Toutefois, cette conception large de la divulgation n’est pas sans limites, la Cour prenant soin d’exclure les situations où la connaissance du dessin ou modèle demeure trop confidentielle ou géographiquement éloignée.
B. La portée restreinte d’une divulgation limitée ou extra-unioniste
En contrepoint, la Cour précise qu’un dessin ou modèle « ne pouvait, dans la pratique normale des affaires, être raisonnablement connu des milieux spécialisés du secteur concerné opérant au sein de l’Union européenne » lorsqu’il n’a été divulgué qu’à une seule entreprise ou présenté uniquement dans des locaux situés hors de l’Union. Cette position établit un seuil minimal de publicité nécessaire à la constitution du droit. Une divulgation bilatérale, même sans clause de confidentialité, ne suffit pas à faire entrer le dessin ou modèle dans le domaine public pertinent. De même, une exposition en dehors du territoire de l’Union ne garantit pas que les milieux spécialisés opérant dans l’Union en aient eu connaissance. Cette limitation est logique : elle évite que des échanges préparatoires ou des présentations sur des marchés tiers ne créent involontairement une protection opposable sur le marché unique. La Cour opère ainsi un équilibre entre la protection des créateurs et la sécurité juridique des opérateurs économiques, qui ne doivent pas être exposés à des droits dont ils ne pouvaient raisonnablement connaître l’existence.
Une fois les conditions de la protection établies, la Cour se penche sur les modalités de sa défense en justice, précisant la répartition des compétences entre le droit de l’Union et les droits nationaux.
II. Le cadre procédural de l’action en contrefaçon
La Cour définit les règles de preuve applicables à l’action en contrefaçon (A) puis détermine le droit régissant les sanctions et les exceptions de procédure (B).

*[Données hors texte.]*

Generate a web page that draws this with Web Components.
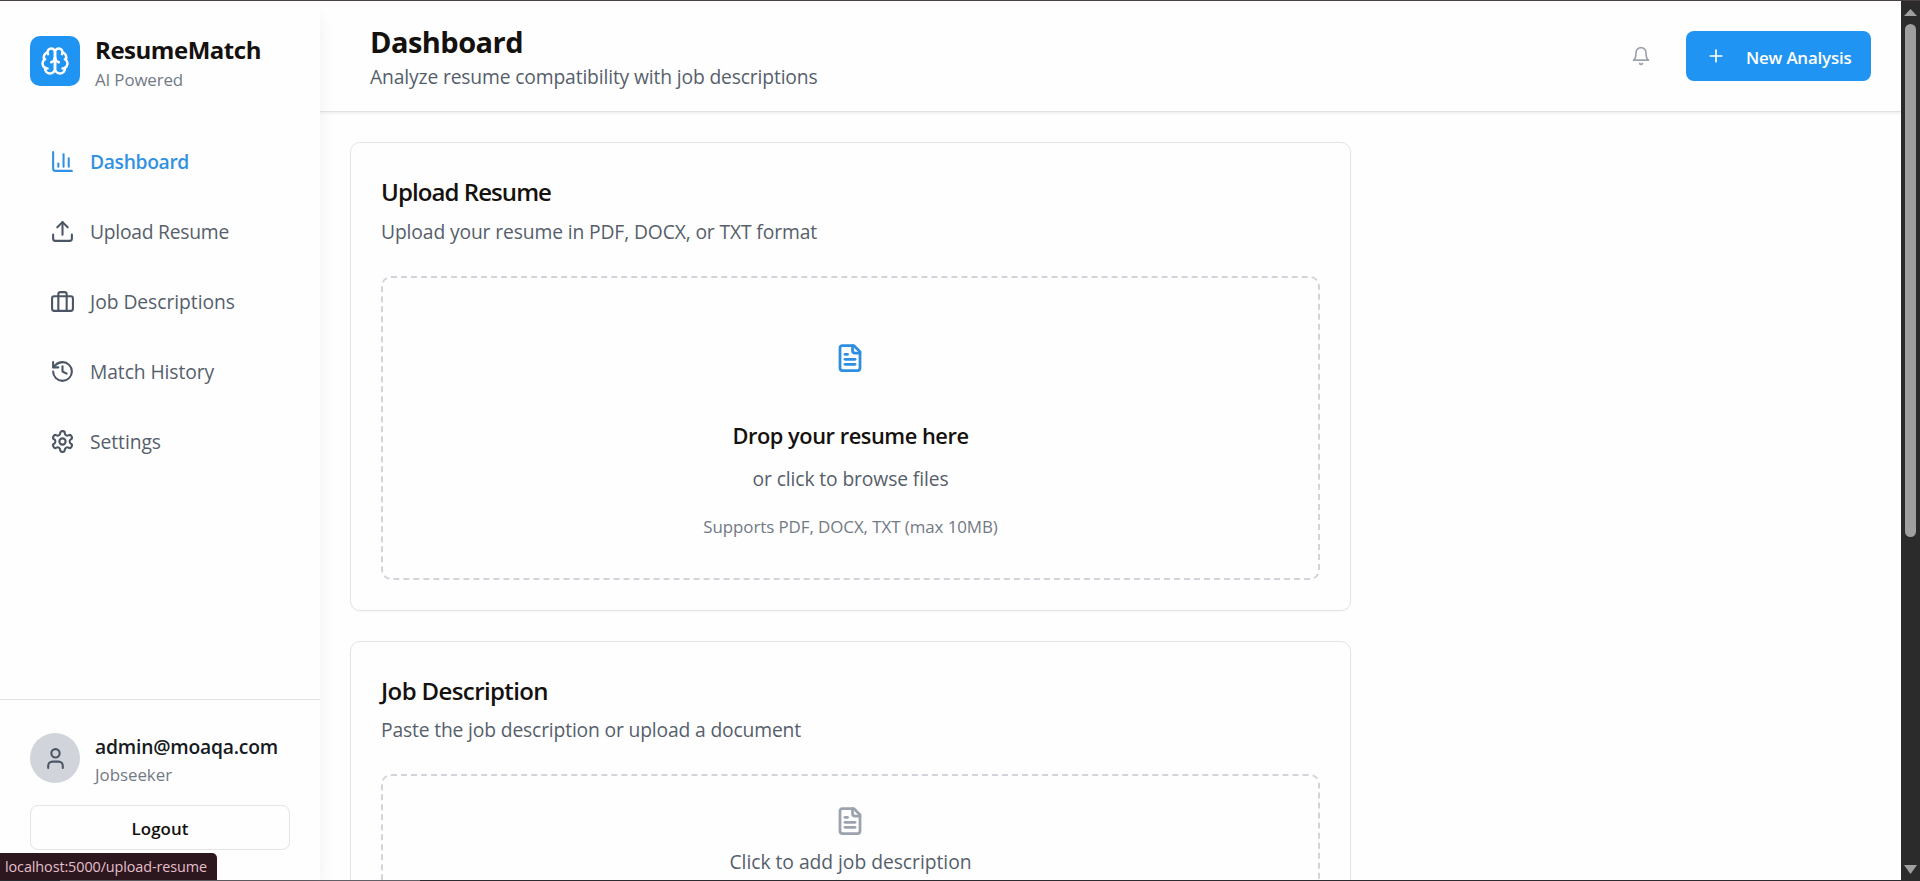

A. L’aménagement de la charge de la preuve de la copie
La Cour rappelle un principe classique en matière de propriété intellectuelle : « il incombe au titulaire du dessin ou modèle protégé d’établir que l’utilisation contestée résulte d’une copie de ce dessin ou modèle ». Cette règle place le fardeau de la preuve sur le demandeur, qui doit démontrer que le défendeur a délibérément reproduit sa création et ne l’a pas développée de manière indépendante. Cependant, la Cour tempère immédiatement cette exigence en mobilisant le principe d’effectivité. Elle impose aux juridictions nationales d’utiliser tous les moyens procéduraux à leur disposition si la charge de la preuve devient « impossible ou excessivement difficile » à supporter pour le titulaire. Cela inclut le recours aux aménagements probatoires prévus par le droit interne, comme les présomptions de fait. Cette nuance est capitale, car la preuve directe de la copie est souvent difficile à rapporter. La Cour évite ainsi de rendre le droit du titulaire théorique en pratique, assurant que l’action en contrefaçon demeure un instrument efficace.
Cette articulation entre principe et tempérament se retrouve dans l’approche de la Cour concernant les autres aspects de la procédure, qui relèvent pour l’essentiel de la compétence des États membres.
B. La compétence résiduelle des droits nationaux pour les sanctions et les fins de non-recevoir
La Cour opère une distinction claire dans la détermination du droit applicable aux différentes demandes. Elle juge que les questions de prescription et de forclusion sont régies par le droit national, sous la double réserve du respect des principes d’équivalence et d’effectivité. De même, les demandes de destruction des produits contrefaisants sont soumises à « la loi, y compris le droit international privé, de l’État membre dans lequel les actes de contrefaçon ou de menace de contrefaçon ont été commis ». En revanche, les demandes d’indemnisation et d’information sont régies par le droit national du tribunal saisi. Cette répartition des compétences reflète le principe de l’autonomie procédurale des États membres. En l’absence d’harmonisation complète par le règlement, les droits nationaux conservent leur rôle pour définir les conséquences de la contrefaçon. L’encadrement par les principes d’équivalence et d’effectivité garantit cependant un socle de protection minimal et cohérent à travers l’Union, empêchant qu’une procédure nationale ne vide de sa substance le droit conféré par la législation européenne.